All that said, dangle Royal Ivey in my face and I might dump this whole blog into the Atlantic Ocean from 30,000 feet. I realize Ivey falls into the “scarce results” category - and given how he was basically Rooney Ruled the last time CDC looked for a new coach, he may not be interested any more - so this one qualifies as a leap of faith hire, but if they’re going to make a big swing on a relatively untested name then this one is the one I’d want. Texas could use some of that South Sudan coaching magic.
patent pending!
just waiting on the paperwork!
Good analysis! I'm a season ticket holder (just to set the context for my comment), and I have been on the fence about Terry all year. I don't think he was an "emotional hire" so much as a "Texas will get killed in the media" hire, after he helped hold the team together the year Beard was fired. And I don't mean that to be as negative as it sounds--getting beat up for letting Terry go would have likely had a pretty negative impact on the program, including by scaring off coaching prospects and recruits.
As for whether Texas should move on, I tend to agree that the downside risk is likely too big. While it's frustrating to think that Texas is not likely to really compete at the top of the SEC, I also enjoy things like the win over A&M and over Kentucky this past weekend, and I think that a coaching change more likely results in Texas falling closer to the bottom of the league than rising to the top, especially given (as you discussed) the lack of a "slam dunk" candidate (insert disclaimer about how I thought Shaka was a slam dunk hire).

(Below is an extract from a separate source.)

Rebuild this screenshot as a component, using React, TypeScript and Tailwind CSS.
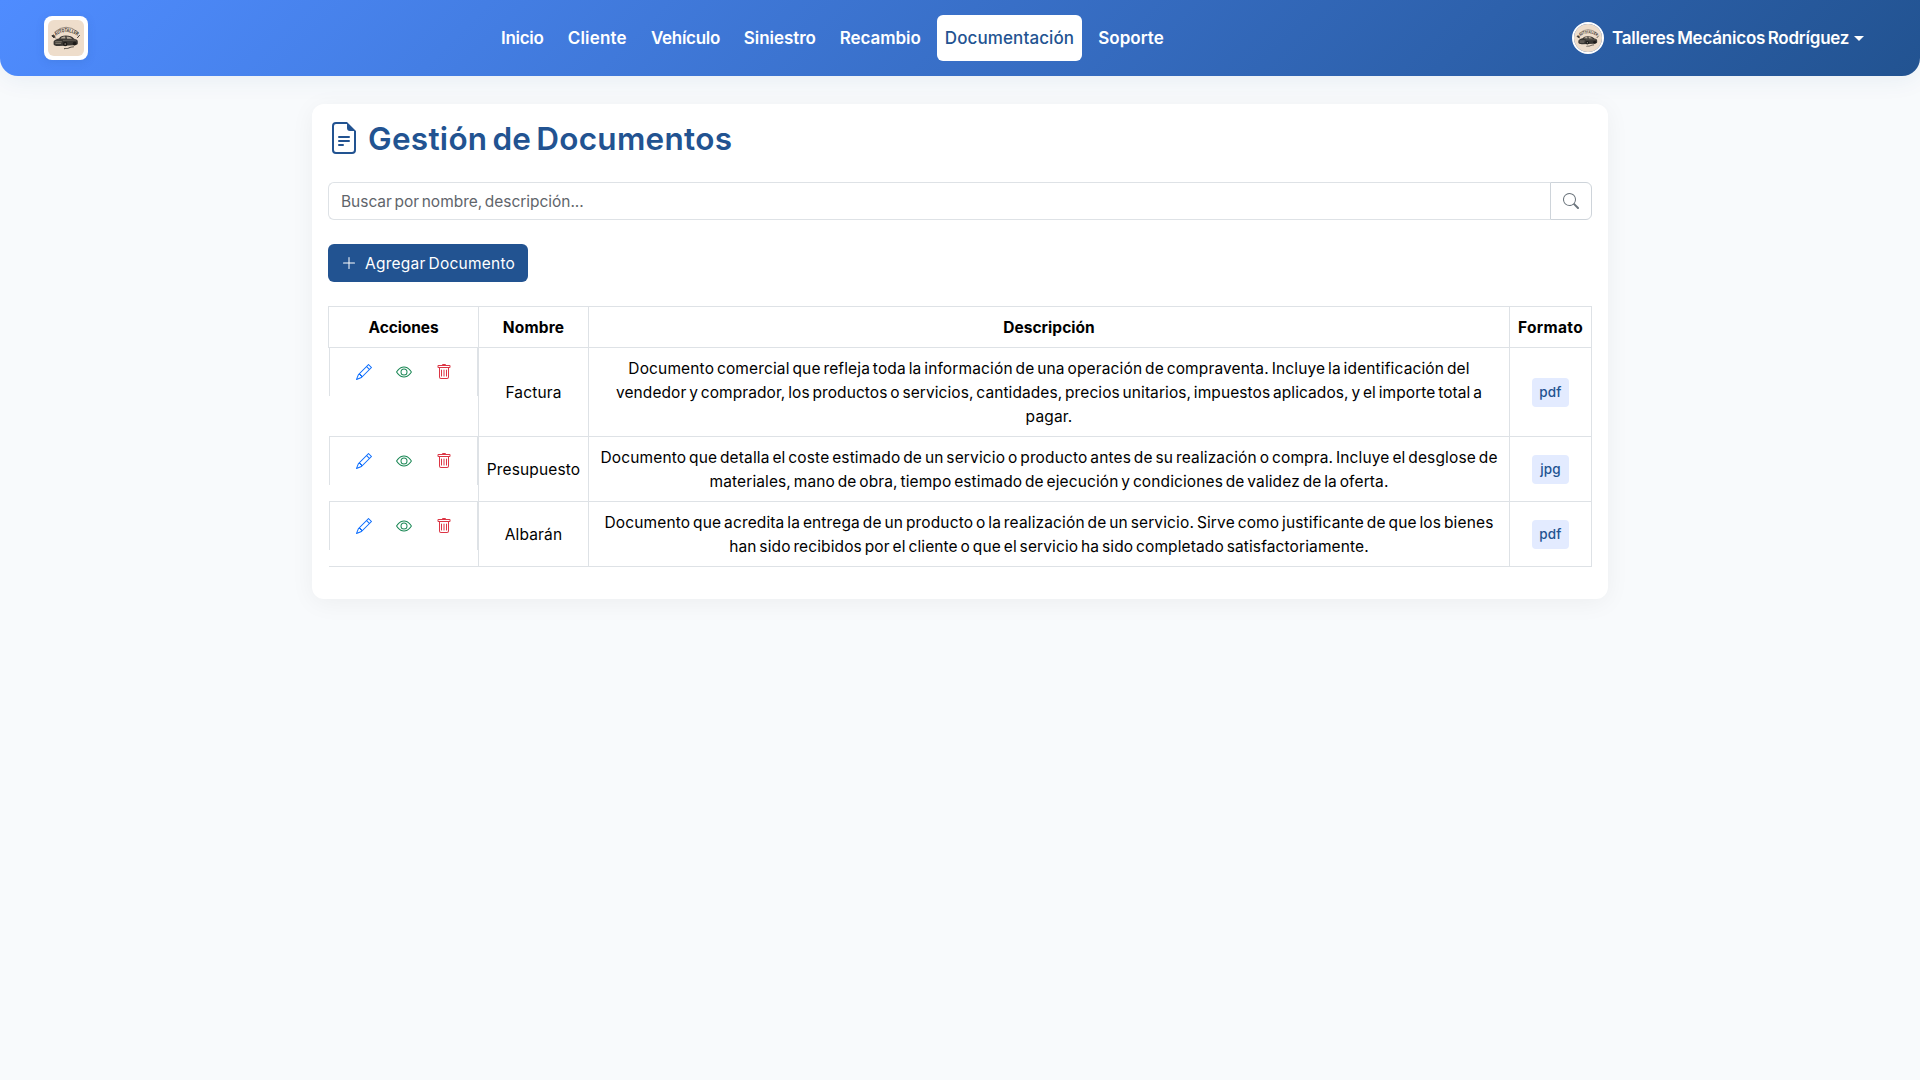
import { BsEye, BsFileEarmarkText, BsPencil, BsPlusLg, BsSearch, BsTrash } from "react-icons/bs";

const navItems = [
  { label: "Inicio", cls: "w-[58.5px] tracking-[-0.3px]" },
  { label: "Cliente", cls: "w-[75.5px] tracking-[0.2px]" },
  { label: "Vehículo", cls: "w-[85px] tracking-[-0.3px]" },
  { label: "Siniestro", cls: "w-[87.5px] tracking-[-0.05px]" },
  { label: "Recambio", cls: "w-[97.5px] tracking-[-0.05px]" },
  { label: "Documentación", cls: "w-[145px] tracking-[0.1px]", active: true },
  { label: "Soporte", cls: "w-[82px] tracking-[0.05px]" },
];

const documents = [
  {
    name: "Factura",
    lines: [
      { text: "Documento comercial que refleja toda la información de una operación de compraventa. Incluye la identificación del", cls: "tracking-[0.14px]" },
      { text: "vendedor y comprador, los productos o servicios, cantidades, precios unitarios, impuestos aplicados, y el importe total a", cls: "tracking-[0.08px]" },
      { text: "pagar.", cls: "" },
    ],
    format: "pdf",
  },
  {
    name: "Presupuesto",
    lines: [
      { text: "Documento que detalla el coste estimado de un servicio o producto antes de su realización o compra. Incluye el desglose de", cls: "tracking-[0.14px]" },
      { text: "materiales, mano de obra, tiempo estimado de ejecución y condiciones de validez de la oferta.", cls: "tracking-[0.11px]" },
    ],
    format: "jpg",
  },
  {
    name: "Albarán",
    lines: [
      { text: "Documento que acredita la entrega de un producto o la realización de un servicio. Sirve como justificante de que los bienes", cls: "tracking-[0.14px]" },
      { text: "han sido recibidos por el cliente o que el servicio ha sido completado satisfactoriamente.", cls: "tracking-[0.12px]" },
    ],
    format: "pdf",
  },
];

function WorkshopLogo({ id, className }: { id: string; className: string }) {
  return (
    <svg viewBox="0 0 36 36" className={className}>
      <rect width="36" height="36" fill="#eeddcb" />
      <path id={id} d="M7.6 15.8 Q18 8.4 29 15.4" fill="none" />
      <path d="M6.6 12 Q18 2.600 29.600 11.800" fill="none" stroke="#5a534b" strokeWidth="0.6" />
      <text fontFamily="Liberation Sans" fontWeight="700" fontSize="5.2" fill="#2e2a26">
        <textPath href={`#${id}`} textLength="23.5" lengthAdjust="spacingAndGlyphs">AUTOTALLER</textPath>
      </text>
      <path d="M3.800 15.800l1.800-.8 1.400 1.400-1.200 1.400zM6 16.600l1.800 1.800M31.800 15l-2.600 3" stroke="#38332e" strokeWidth="0.9" fill="#38332e" />
      <path
        d="M5.600 21.400c1-1.800 3.600-2.800 5.400-3 1.400-1.800 3.200-2.800 6.800-2.800 3.800 0 6.400.8 8.400 3.200 2.400.4 3.600 1.200 3.600 2.600v2.200c0 1.200-1.800 1.600-3.800 1.700L11 26c-3.200.2-5.200-.6-5.400-1.800z"
        fill="#3a3733"
      />
      <path d="M12.600 18.400c1-1.400 2.400-1.800 4.600-1.800l.3 2zM18.600 16.600c2.400 0 4.200.7 5.600 2.100l-5.300.1z" fill="#b5a999" />
      <path d="M7.200 21.800h6.600M7.400 23.400h5.800" stroke="#a89d8e" strokeWidth="0.7" />
      <path d="M15 20.400l13-.3" stroke="#8b8277" strokeWidth="0.5" />
      <circle cx="17.200" cy="24" r="2.200" fill="#1d1b19" />
      <circle cx="17.200" cy="24" r="0.8" fill="#9b9184" />
      <circle cx="26.600" cy="23.600" r="1.900" fill="#1d1b19" />
      <path d="M16 28.800c2-.8 3 .2 4.800-.8s3.200-1 5-1.200" fill="none" stroke="#38332e" strokeWidth="0.9" />
    </svg>
  );
}

function Header() {
  return (
    <header className="flex h-[76px] items-center rounded-b-[18px] bg-[linear-gradient(135deg,#4f8cff_0%,#225391_100%)] pr-14 pl-11 text-[17px] font-semibold text-white shadow-[0_4px_24px_rgba(34,83,145,0.07)]">
      <a className="flex size-11 items-center justify-center rounded-lg bg-white shadow-[0_2px_8px_rgba(34,83,145,0.15)]">
        <WorkshopLogo id="brand-arc" className="size-9 rounded-md" />
      </a>
      <nav className="ml-[405px] flex gap-2">
        {navItems.map((item) => (
          <a
            key={item.label}
            className={`flex h-[46px] items-center justify-center rounded-md pt-0.5 whitespace-nowrap ${item.cls} ${item.active ? "bg-white font-medium text-[#225391]" : ""}`}
          >
            {item.label}
          </a>
        ))}
      </nav>
      <div className="ml-auto flex items-center">
        <WorkshopLogo id="avatar-arc" className="size-8 rounded-full border-2 border-white" />
        <span className="ml-2 w-[238px] pt-0.5 tracking-[-0.22px] whitespace-nowrap [word-spacing:-1.6px]">
          Talleres Mecánicos Rodríguez
        </span>
        <span className="ml-1 h-0 w-0 border-x-[5px] border-t-[5px] border-x-transparent border-t-white" />
      </div>
    </header>
  );
}

const iconButton = "flex size-8 items-center justify-center";

export default function App() {
  return (
    <div className="min-h-screen bg-[#f8fafc] font-['Inter',sans-serif] text-black">
      <Header />
      <main className="mx-auto mt-7 w-[1296px] rounded-xl bg-white p-4 shadow-[0_4px_24px_rgba(0,0,0,0.05)]">
        <h1 className="flex h-[38px] items-start gap-2 text-[31.5px] leading-[38px] font-semibold tracking-[0.3px] text-[#225391] [word-spacing:-3.3px]">
          <BsFileEarmarkText className="mt-0.5 size-8" />
          Gestión de Documentos
        </h1>

        <div className="mt-6 flex h-[38px] text-[15.5px]">
          <input
            className="min-w-0 flex-1 rounded-l-md border border-r-0 border-[#dee2e6] px-3 pt-0.5 tracking-[-0.03px] outline-none [word-spacing:-1.65px] placeholder:text-[#5f656b]"
            placeholder="Buscar por nombre, descripción..."
          />
          <button className="flex w-[42px] items-center justify-center rounded-r-md border border-[#ced4da] text-[#6c757d]">
            <BsSearch className="size-4" />
          </button>
        </div>

        <button className="mt-6 flex h-[38px] w-[200px] items-center gap-2 rounded-md bg-[#225391] pl-[13px] text-[15.5px] tracking-[0.24px] whitespace-nowrap text-white [word-spacing:-1.65px]">
          <BsPlusLg className="size-4" />
          <span className="pt-0.5">Agregar Documento</span>
        </button>

        <table className="mt-6 mb-4 w-full table-fixed border-collapse text-center text-[15.5px] leading-6 tracking-[0.15px] [word-spacing:-1.65px]">
          <colgroup>
            <col className="w-[150px]" />
            <col className="w-[110px]" />
            <col />
            <col className="w-[82px]" />
          </colgroup>
          <thead>
            <tr className="border-y border-[#dee2e6] font-bold">
              <th className="border-x border-[#dee2e6] pt-[9px] pb-[7px] tracking-[-0.1px]">Acciones</th>
              <th className="border-x border-[#dee2e6] pt-[9px] pb-[7px] tracking-[0.2px]">Nombre</th>
              <th className="border-x border-[#dee2e6] pt-[9px] pb-[7px] tracking-[0.05px]">Descripción</th>
              <th className="border-x border-[#dee2e6] pt-[9px] pb-[7px] tracking-[0.35px]">Formato</th>
            </tr>
          </thead>
          <tbody>
            {documents.map((doc) => (
              <tr key={doc.name} className="border-y border-[#dee2e6]">
                <td className="flex justify-center gap-2 border-x border-[#dee2e6] py-2 pr-2 pl-[9px]">
                  <button className={`${iconButton} text-[#0d6efd]`}>
                    <BsPencil className="size-4" />
                  </button>
                  <button className={`${iconButton} text-[#198754]`}>
                    <BsEye className="size-4" />
                  </button>
                  <button className={`${iconButton} text-[#dc3545]`}>
                    <BsTrash className="size-4" />
                  </button>
                </td>
                <td className="border-x border-[#dee2e6] pt-[9px] pb-[7px] align-middle">{doc.name}</td>
                <td className="border-x border-[#dee2e6] pt-[9px] pb-[7px] align-middle">
                  {doc.lines.map((line) => (
                    <div key={line.text} className={`whitespace-nowrap ${line.cls}`}>
                      {line.text}
                    </div>
                  ))}
                </td>
                <td className="border-x border-[#dee2e6] align-middle">
                  <span className="mx-auto flex h-[29px] w-[37px] items-center justify-center rounded bg-[#e3ebff] text-[13.5px] font-medium text-[#225391]">
                    {doc.format}
                  </span>
                </td>
              </tr>
            ))}
          </tbody>
        </table>
      </main>
    </div>
  );
}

Thank you for this insightful analysis. I had the treat of being in Jay Hartzell’s office on the day RT was hired and to get to tell him how glad I was. Yes, it felt emotional, but also he seems such a decent man, and we sorely needed that after the felon dumpster fire. I hear the kvetching without knowing what to think, especially with important wins still cropping up, so thank you for the dive into the issues.